In creating the bureau, Congress attempted to insulate the agency by having a single director who could only be removed by the president for cause.
That has not worked, CUNA President/CEO Jim Nussle said in a recent letter to leaders of the Financial Services Committee.
“Proponents of the CFPB often argue its present structure renders it politically independent; but in less than a decade, the CFPB has proven itself without a doubt to be independent only from the minority political party,” he wrote.
Credit union trade groups have argued that the agency should be run by a commission, rather than a single director.
“NAFCU has long held the position that, given the broad authority and awesome responsibility vested in the CFPB, a five-person commission has distinct consumer benefits over a single director,” Brad Thaler, the trade group’s vice president of legislative affairs wrote in a recent letter to the House committee. “Regardless of how qualified one person may be, a commission would allow multiple perspectives and robust discussions of consumer protection issues throughout the decision-making process.”
The dispute over the agency’s structure flared recently at a House hearing on the semi-annual report from the agency.
House Financial Services Chairwoman Maxine Waters (D-Calif.) told Kraninger that the agency’s new position empowers the people the CFPB should be targeting.
“This gives ammunition to bad actors,” Waters said.
However, committee ranking Republican Patrick McHenry of North Carolina praised that decision.
He said that in the past, “Limitless power has never been an issue for my Democratic friends.”
But Rep. Carolyn Maloney (D-N.Y.) said that Congress purposely gave the CFPB independence. She said that Kraninger’s decision was “disrespectful of Congress.”
The federal court battle is playing out on several fronts and ultimately could be decided in the U.S. Supreme Court.
In one suit, the CFPB had issued a civil investigative demand to Seila Law, a law firm, as part of its investigation into whether debt-relief companies were engaging in unlawful acts or practices.
The law firm challenged the constitutionality of the section of Dodd-Frank that created the CFPB, saying that the director’s position was unconstitutional.
The court sided with the bureau at the district and appellate level, but the law firm has asked the Supreme Court to take the case.
And House Democrats recently decided that if Kraninger is not going to defend her agency, they will.
They are attempting to defend the CFPB structure if the Supreme Court accepts the case.
In its filing, the House noted that its Bipartisan Legal Advisory Group, made up of three Democratic leaders and two Republican leaders voted to allow the House to try to intercede in the suit.
The two Republicans in the group, House Minority Leader Kevin McCarthy (R-Calif.) and Minority Whip Steve Scalise (R-La.) voted against House participation.
“This case presents an issue of significant importance to the House: the constitutionality of the for-cause removal protection that Congress enacted to provide the CFPB Director with a measure of independence, consistent with the agency’s functions as a financial regulator,” the House’s attorneys wrote.
They said that courts have recognized that in order to “shield” certain agencies, a degree of independence is needed.
They said that the president still maintains control over the agency, since the director may be removed for failing to enforce the nation’s consumer laws.
But in a separate case, a payday lending company is arguing that if the structure of the agency is illegal, everything the agency has done since it was created also is illegal.
All American Cash Checking and Mid-State Finance, a Mississippi-based company is asking the Supreme Court not only to rule on the constitutionality of the agency, but to rule that its actions are invalid.
“It matters little if this Court declares the CFPB unconstitutional but prevailing challengers, such as All American, receive no meaningful relief in their case,” the company’s attorneys, who include former Solicitor General Theodore Olson, said, in asking the court to take up their case.
Nussle agreed that the single-director structure does not provide enough oversight and accountability.
He said that the CFPB’s approach to regulation is overly broad, resulting in credit unions being punished for the misdeeds of others.
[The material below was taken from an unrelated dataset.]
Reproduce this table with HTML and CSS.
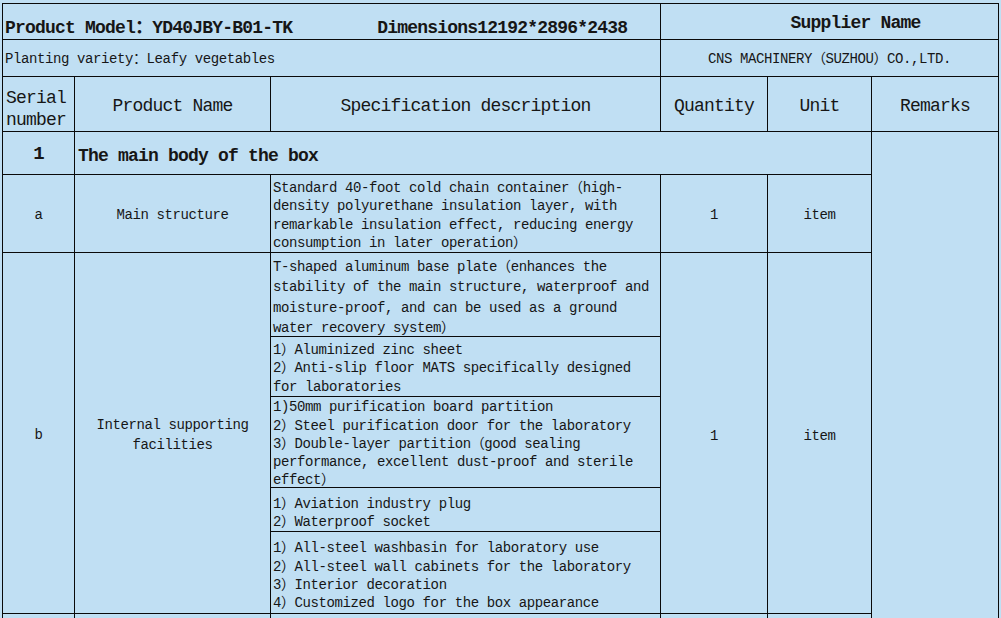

He said that the agency should work with the NCUA and transfer consumer protection supervision to that agency.
Thaler said that since the enactment of Dodd-Frank, more than 1,500 federally insured credit unions have closed or have merged with other credit unions.
“A large majority of those credit unions that closed or merged were small in asset size, and as such, could not afford to comply with all the rules promulgated by the CFPB,” he added.